Can you speed read in a second language?

Yes, but the ceiling depends on your vocabulary. In a second language, reading speed is limited mostly by how automatic your word recognition is. If a passage forces you to decode or translate many words, your pace drops and comprehension suffers. Speed reading helps once most words are already familiar, so it works best on material that sits just below your frustration level.

Is speed reading good for ESL learners?

It can help when used the right way. A paced display keeps your eyes moving forward and cuts down the constant back-tracking that slows many non-native readers. It is a fluency tool, not an English lesson. Use it on familiar topics and re-read texts to build automatic recognition. It does not replace vocabulary study, and pushing speed past comprehension is counterproductive for language learners.

How can I read English faster as a non-native speaker?

Read a lot of material that feels easy, build high-frequency vocabulary, re-read familiar passages, and keep a steady pace instead of stopping and starting.
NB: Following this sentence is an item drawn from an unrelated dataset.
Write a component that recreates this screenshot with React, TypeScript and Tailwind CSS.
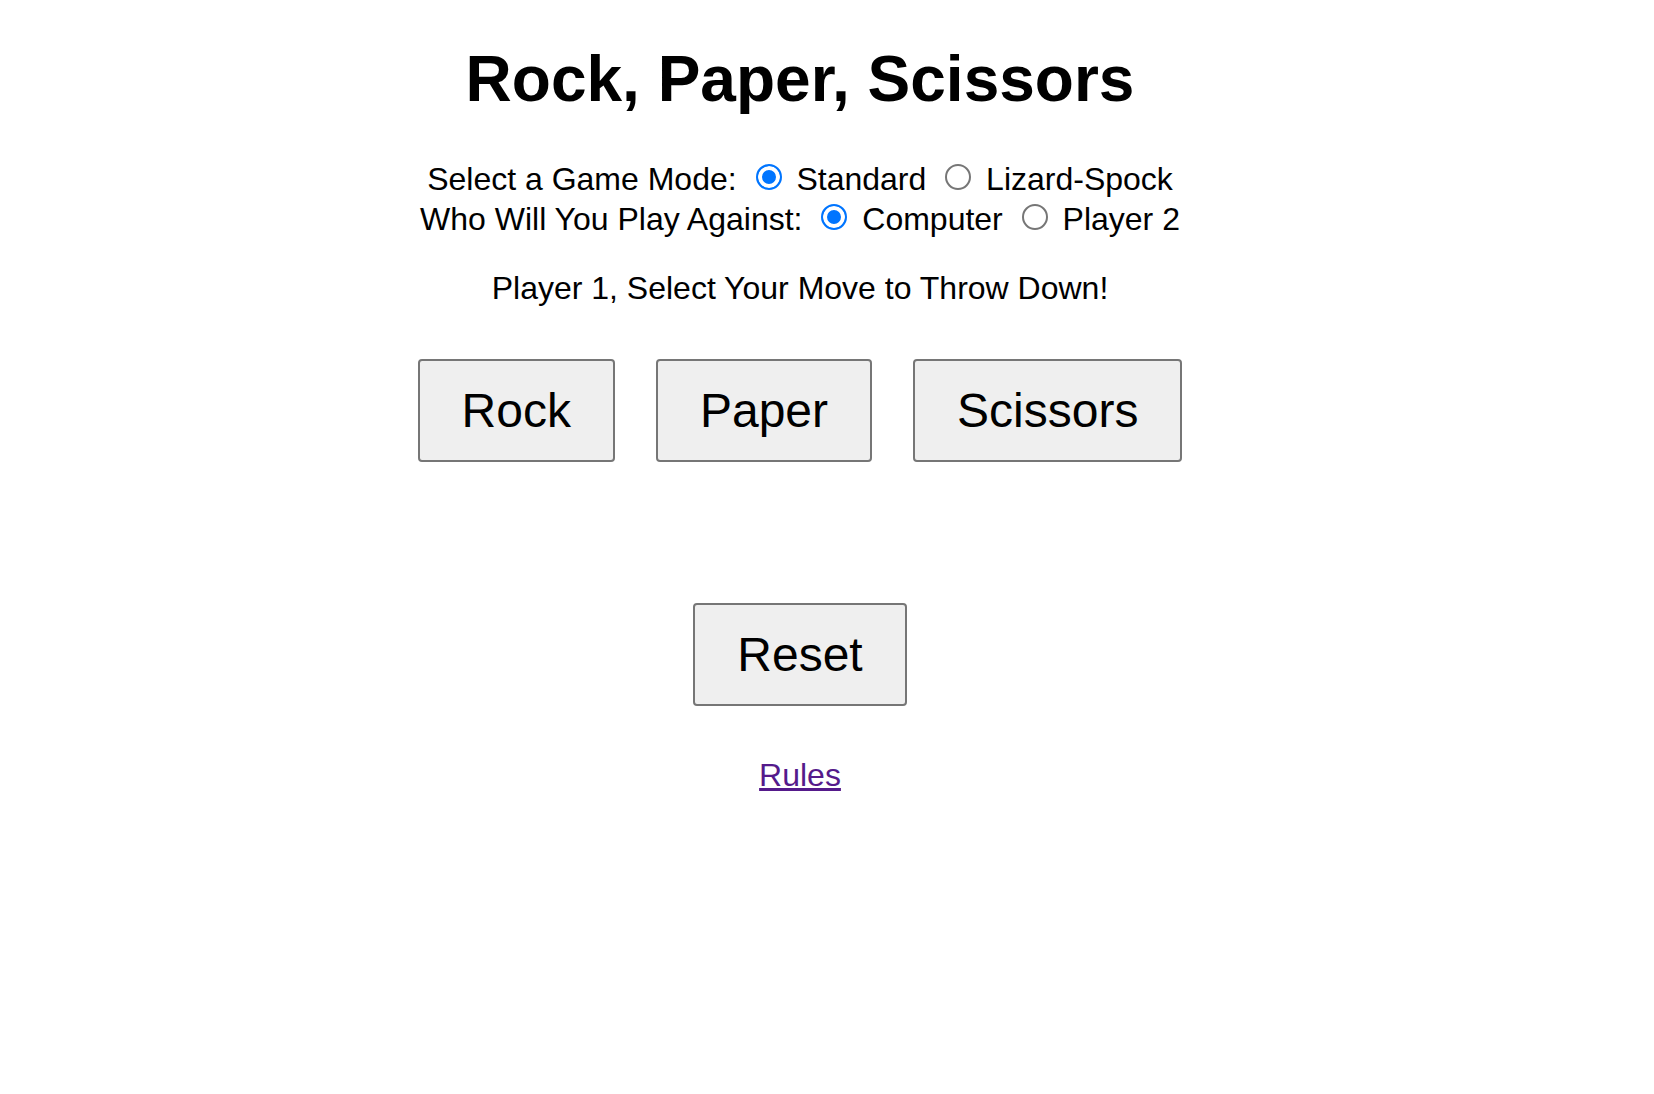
import { useState } from "react";

type Option = { value: string; label: string };

function RadioLine({
  label,
  options,
  value,
  onChange,
  className = "",
}: {
  label: string;
  options: Option[];
  value: string;
  onChange: (v: string) => void;
  className?: string;
}) {
  return (
    <div className={`leading-[36.8px] ${className}`}>
      {label}
      {options.map((o) => (
        <label key={o.value}>
          {" "}
          <input
            type="radio"
            checked={value === o.value}
            onChange={() => onChange(o.value)}
            className="mt-[6px] mr-[6px] mb-0 ml-[10px] inline-block h-[26px] w-[26px] appearance-none rounded-full border-2 border-[#767676] bg-white align-baseline checked:border-[#0075ff] checked:bg-[#0075ff] checked:shadow-[inset_0_0_0_4px_#ffffff]"
          />{" "}
          {o.label}
        </label>
      ))}
    </div>
  );
}

const btn =
  "rounded-[4px] border-2 border-[#767676] bg-[#efefef] px-[42px] py-[22px] text-[48px] leading-[55px] text-black";

export default function App() {
  const [mode, setMode] = useState("standard");
  const [opponent, setOpponent] = useState("computer");

  return (
    <div className="min-h-screen bg-white">
      <div className="w-[1600px] text-center font-['Liberation_Sans',Arial,sans-serif] text-[32px] text-black">
        <h1 className="mt-[43px] text-[64px] font-bold leading-[73.6px]">
          Rock, Paper, Scissors
        </h1>

        <div className="mt-[41px]">
          <RadioLine
            label="Select a Game Mode:"
            value={mode}
            onChange={setMode}
            options={[
              { value: "standard", label: "Standard" },
              { value: "lizard", label: "Lizard-Spock" },
            ]}
          />
          <RadioLine
            className="mt-px"
            label="Who Will You Play Against:"
            value={opponent}
            onChange={setOpponent}
            options={[
              { value: "computer", label: "Computer" },
              { value: "player2", label: "Player 2" },
            ]}
          />
        </div>

        <p className="mt-[32px] leading-[36.8px]">
          Player 1, Select Your Move to Throw Down!
        </p>

        {/* moves */}
        <div className="mt-[52px] flex justify-center gap-[41px]">
          <button className={btn}>Rock</button>
          <button className={btn}>Paper</button>
          <button className={btn}>Scissors</button>
        </div>

        <div className="mt-[141px] flex justify-center">
          <button className={btn}>Reset</button>
        </div>

        <p className="mt-[51px] leading-[36.8px]">
          <a href="#rules" className="text-[#551a8b] underline">
            Rules
          </a>
        </p>
      </div>
    </div>
  );
}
Reading speed in a second language grows as exposure grows, so volume matters more than any single trick. A paced reader can support a smooth forward pace once the words are mostly known to you.

Should ESL readers slow down or speed up?

It depends on the text. On familiar, lighter material, gently raise the pace to build fluency and reduce re-reading. On dense or unfamiliar material with new vocabulary, slow down and let comprehension lead. The goal is automatic recognition at a comfortable speed, not the highest number on the clock.